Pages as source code
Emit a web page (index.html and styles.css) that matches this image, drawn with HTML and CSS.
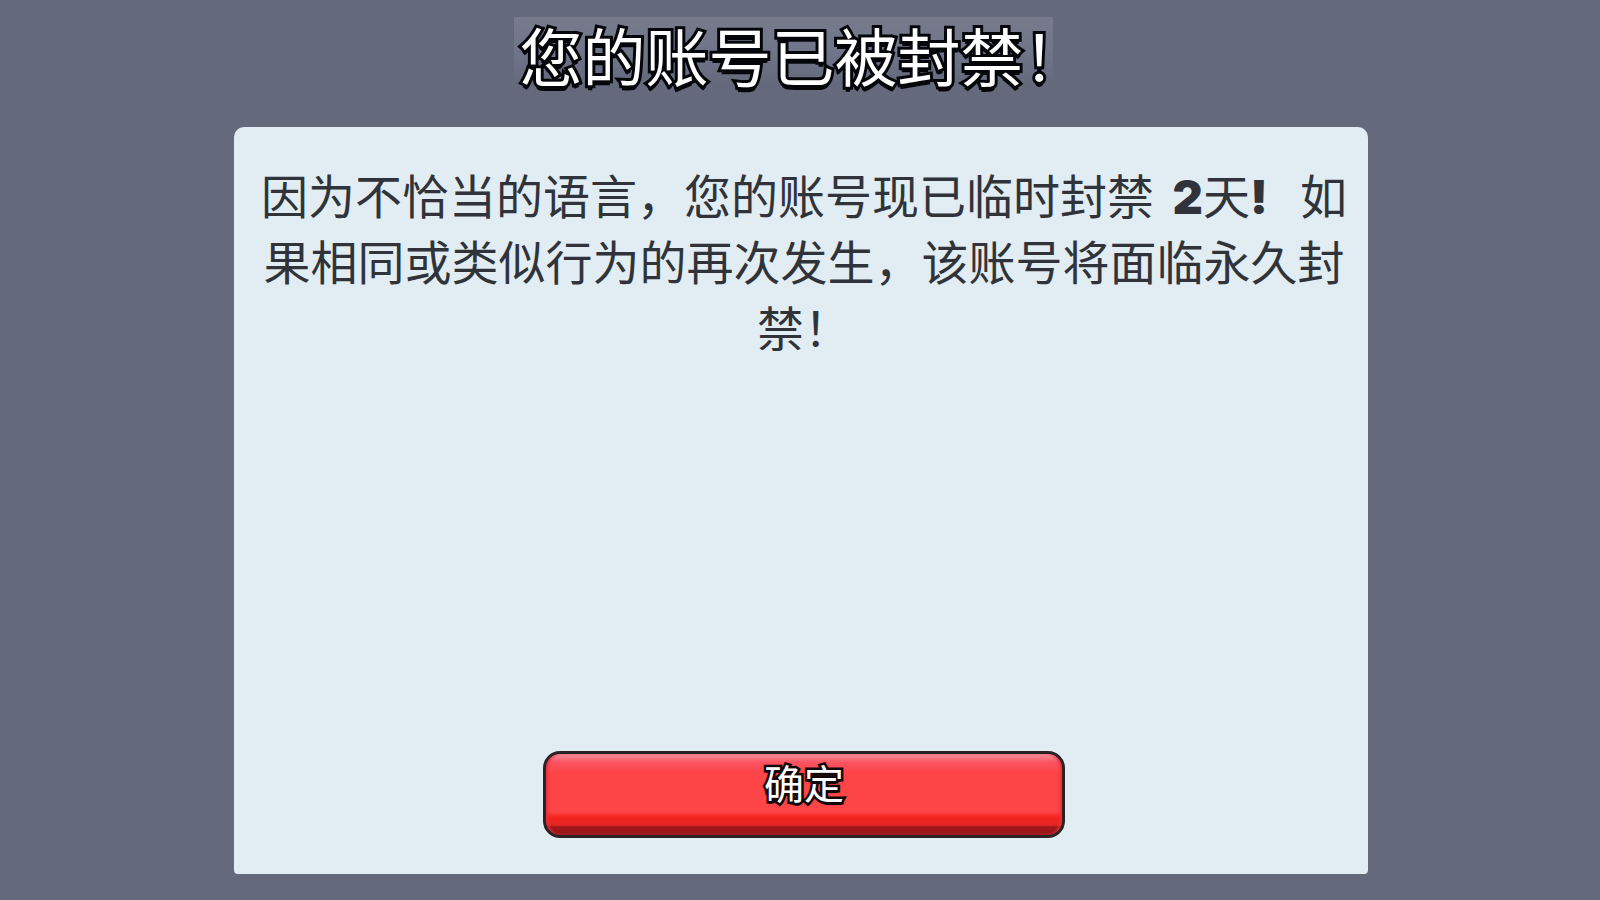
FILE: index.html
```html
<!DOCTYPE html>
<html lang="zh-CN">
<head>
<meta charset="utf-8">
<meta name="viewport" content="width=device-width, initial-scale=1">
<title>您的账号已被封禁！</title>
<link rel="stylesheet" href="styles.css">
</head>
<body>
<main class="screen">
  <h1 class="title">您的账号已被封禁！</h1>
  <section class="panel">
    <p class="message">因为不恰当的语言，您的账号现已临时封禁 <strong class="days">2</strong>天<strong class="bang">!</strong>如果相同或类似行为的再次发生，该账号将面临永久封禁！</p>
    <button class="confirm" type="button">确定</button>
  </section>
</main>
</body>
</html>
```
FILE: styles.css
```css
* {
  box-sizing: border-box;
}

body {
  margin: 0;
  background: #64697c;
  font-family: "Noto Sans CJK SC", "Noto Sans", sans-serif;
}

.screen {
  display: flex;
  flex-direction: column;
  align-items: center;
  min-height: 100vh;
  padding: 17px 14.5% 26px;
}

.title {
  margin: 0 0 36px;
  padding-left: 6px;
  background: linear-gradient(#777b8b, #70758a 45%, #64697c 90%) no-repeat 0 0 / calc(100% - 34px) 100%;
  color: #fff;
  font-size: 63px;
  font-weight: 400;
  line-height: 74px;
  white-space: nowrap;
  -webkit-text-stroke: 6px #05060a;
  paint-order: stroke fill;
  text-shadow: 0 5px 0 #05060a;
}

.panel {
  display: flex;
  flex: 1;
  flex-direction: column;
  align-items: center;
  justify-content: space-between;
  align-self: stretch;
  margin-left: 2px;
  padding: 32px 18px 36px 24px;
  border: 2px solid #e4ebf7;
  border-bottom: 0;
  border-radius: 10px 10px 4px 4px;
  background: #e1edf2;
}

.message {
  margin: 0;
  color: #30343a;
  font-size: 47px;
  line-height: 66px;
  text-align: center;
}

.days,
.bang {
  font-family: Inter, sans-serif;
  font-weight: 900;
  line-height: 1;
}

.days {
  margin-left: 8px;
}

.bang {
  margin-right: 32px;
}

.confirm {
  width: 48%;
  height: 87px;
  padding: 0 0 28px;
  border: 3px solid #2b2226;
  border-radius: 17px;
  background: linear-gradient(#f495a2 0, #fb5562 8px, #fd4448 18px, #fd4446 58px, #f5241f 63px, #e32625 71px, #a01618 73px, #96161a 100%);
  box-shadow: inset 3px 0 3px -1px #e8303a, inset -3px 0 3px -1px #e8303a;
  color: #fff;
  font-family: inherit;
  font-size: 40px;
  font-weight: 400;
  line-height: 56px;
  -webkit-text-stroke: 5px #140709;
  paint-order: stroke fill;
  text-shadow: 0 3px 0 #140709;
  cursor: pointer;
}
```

---

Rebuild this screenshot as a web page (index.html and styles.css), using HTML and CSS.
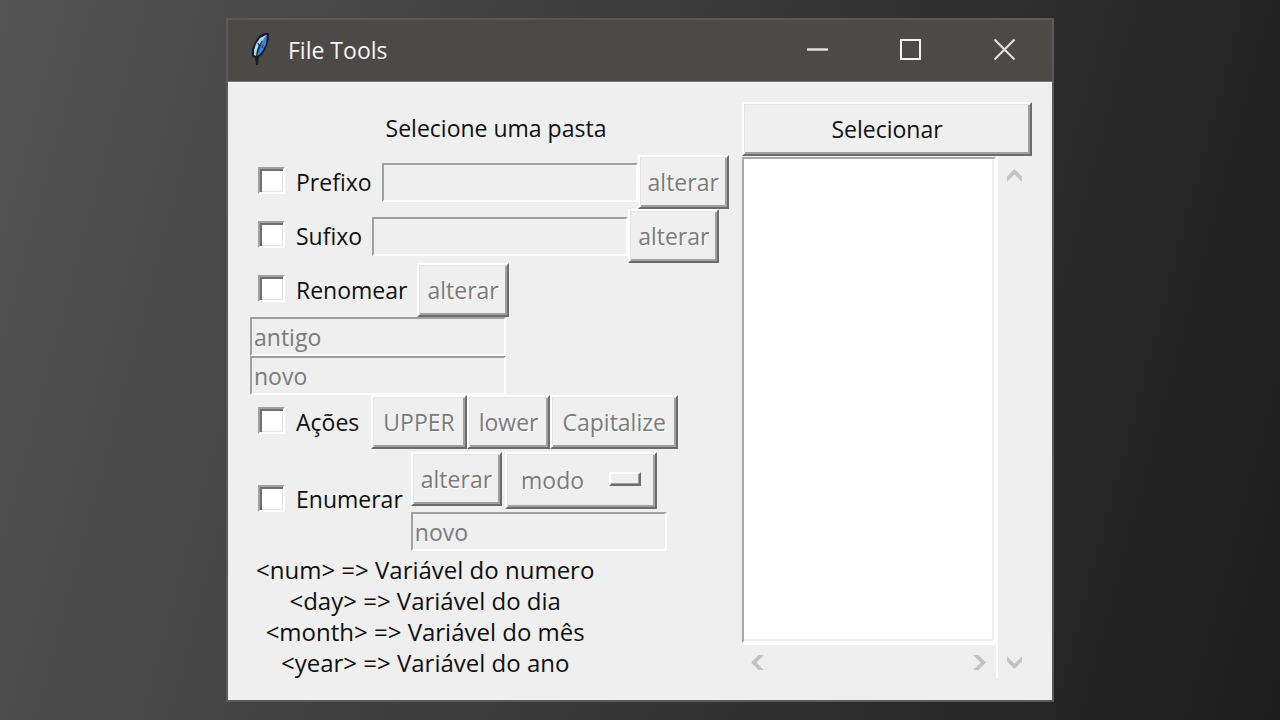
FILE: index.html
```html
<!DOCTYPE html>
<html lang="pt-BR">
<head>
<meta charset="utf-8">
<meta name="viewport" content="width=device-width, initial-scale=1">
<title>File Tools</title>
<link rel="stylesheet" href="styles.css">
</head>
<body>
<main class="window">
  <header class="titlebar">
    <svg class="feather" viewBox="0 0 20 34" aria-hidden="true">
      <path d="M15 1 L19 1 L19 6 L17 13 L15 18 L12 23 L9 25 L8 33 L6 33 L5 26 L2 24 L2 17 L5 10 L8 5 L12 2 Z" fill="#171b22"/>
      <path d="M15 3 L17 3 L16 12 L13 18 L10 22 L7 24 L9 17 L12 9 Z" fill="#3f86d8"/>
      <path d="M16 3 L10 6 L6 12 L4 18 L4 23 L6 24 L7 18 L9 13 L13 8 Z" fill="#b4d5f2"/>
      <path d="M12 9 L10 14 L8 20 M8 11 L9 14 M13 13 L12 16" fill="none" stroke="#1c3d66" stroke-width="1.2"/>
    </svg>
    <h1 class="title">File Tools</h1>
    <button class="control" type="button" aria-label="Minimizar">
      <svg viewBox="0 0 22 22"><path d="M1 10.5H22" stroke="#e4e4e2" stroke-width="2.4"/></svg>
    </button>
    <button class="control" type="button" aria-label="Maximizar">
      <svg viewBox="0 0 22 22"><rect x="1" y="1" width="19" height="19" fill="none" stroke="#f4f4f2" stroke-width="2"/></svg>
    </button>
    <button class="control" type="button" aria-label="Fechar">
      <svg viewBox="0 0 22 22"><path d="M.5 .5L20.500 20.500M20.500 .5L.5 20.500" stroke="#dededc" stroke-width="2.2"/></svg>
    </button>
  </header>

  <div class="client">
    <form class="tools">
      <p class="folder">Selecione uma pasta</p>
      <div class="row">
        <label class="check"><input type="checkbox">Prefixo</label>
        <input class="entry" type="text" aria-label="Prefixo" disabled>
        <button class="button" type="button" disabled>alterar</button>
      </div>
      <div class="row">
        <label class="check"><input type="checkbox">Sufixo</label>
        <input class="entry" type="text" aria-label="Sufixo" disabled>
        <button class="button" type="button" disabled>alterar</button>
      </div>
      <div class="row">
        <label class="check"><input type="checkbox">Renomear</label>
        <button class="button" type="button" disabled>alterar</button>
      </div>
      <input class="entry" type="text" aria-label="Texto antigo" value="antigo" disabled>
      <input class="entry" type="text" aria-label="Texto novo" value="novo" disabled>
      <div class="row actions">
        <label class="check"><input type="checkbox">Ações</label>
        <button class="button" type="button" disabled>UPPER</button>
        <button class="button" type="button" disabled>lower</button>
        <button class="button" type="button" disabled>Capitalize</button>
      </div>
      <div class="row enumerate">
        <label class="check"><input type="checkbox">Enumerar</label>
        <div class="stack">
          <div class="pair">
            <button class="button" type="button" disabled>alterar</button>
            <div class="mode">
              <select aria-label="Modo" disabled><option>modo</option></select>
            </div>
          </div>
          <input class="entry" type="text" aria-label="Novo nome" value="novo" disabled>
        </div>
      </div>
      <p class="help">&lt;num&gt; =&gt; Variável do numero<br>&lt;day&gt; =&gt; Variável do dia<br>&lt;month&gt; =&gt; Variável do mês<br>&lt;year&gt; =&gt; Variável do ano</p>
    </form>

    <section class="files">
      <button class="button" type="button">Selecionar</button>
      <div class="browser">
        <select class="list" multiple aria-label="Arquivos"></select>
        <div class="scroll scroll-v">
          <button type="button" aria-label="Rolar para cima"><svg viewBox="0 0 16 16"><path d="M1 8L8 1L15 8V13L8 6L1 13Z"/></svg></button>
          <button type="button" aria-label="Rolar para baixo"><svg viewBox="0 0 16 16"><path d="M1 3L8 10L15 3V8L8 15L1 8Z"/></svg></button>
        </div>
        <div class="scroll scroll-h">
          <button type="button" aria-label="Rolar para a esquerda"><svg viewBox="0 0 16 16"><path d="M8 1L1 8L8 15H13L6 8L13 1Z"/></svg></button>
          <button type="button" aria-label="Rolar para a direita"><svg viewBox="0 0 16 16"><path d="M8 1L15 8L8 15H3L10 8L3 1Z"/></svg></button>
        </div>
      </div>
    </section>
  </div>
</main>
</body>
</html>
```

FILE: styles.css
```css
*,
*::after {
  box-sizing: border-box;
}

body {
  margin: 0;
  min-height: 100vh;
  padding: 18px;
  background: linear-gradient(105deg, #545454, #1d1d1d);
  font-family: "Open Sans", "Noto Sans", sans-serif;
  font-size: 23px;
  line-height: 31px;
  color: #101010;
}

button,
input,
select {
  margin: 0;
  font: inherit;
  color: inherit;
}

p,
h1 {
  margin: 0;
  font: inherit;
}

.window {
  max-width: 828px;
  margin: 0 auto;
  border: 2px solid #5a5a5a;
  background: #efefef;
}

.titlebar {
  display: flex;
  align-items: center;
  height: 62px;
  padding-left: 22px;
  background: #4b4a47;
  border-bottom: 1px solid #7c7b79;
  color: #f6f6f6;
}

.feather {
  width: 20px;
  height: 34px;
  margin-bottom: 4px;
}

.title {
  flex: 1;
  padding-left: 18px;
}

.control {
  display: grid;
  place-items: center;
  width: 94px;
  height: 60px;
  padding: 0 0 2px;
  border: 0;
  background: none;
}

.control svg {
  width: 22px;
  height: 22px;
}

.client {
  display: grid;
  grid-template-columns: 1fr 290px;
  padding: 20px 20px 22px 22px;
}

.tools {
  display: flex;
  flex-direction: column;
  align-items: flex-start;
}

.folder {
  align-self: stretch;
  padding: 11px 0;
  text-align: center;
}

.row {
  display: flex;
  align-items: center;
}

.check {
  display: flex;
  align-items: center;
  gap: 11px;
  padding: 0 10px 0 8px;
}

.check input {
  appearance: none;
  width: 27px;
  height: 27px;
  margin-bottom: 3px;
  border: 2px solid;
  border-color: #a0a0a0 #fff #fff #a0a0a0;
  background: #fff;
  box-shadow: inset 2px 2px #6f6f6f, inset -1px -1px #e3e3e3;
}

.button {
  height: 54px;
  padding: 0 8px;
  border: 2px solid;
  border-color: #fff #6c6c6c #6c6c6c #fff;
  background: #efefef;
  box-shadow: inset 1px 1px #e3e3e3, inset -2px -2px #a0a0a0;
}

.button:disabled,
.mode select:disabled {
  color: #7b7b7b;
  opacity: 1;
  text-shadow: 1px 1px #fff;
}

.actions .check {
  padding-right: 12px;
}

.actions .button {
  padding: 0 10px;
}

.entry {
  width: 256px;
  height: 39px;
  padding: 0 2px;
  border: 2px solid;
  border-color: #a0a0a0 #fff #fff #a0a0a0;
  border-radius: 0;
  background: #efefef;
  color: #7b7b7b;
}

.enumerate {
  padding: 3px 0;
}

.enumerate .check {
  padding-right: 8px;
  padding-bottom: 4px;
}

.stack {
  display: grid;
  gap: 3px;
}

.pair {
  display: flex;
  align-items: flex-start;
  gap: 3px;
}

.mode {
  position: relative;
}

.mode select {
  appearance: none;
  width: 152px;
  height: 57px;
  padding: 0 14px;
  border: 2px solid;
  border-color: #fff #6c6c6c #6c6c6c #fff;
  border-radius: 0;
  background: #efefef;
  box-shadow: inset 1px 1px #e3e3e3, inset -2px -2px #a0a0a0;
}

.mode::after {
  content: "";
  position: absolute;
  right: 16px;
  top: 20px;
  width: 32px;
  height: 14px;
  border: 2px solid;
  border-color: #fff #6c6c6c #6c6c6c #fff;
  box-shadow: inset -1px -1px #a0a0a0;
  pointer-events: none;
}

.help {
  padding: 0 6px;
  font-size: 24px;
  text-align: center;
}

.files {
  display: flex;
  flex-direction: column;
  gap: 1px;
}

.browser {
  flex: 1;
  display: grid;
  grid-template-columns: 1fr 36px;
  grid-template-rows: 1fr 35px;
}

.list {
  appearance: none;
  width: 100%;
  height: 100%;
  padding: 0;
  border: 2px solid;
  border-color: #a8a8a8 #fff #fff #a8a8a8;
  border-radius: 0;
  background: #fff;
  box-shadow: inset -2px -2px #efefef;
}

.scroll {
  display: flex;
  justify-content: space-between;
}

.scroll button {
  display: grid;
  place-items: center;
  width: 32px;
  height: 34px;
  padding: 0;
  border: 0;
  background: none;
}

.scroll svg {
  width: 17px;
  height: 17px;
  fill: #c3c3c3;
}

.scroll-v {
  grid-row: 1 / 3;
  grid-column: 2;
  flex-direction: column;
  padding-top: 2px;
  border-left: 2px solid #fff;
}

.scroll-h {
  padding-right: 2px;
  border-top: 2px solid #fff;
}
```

▸ **Requirement**
Collect each line containing the string "this".

▸ **Solution to the exercise**
Emit a web page (index.html and styles.css) that matches this image, drawn with HTML and CSS.
Rebuild this screenshot as a web page (index.html and styles.css), using HTML and CSS.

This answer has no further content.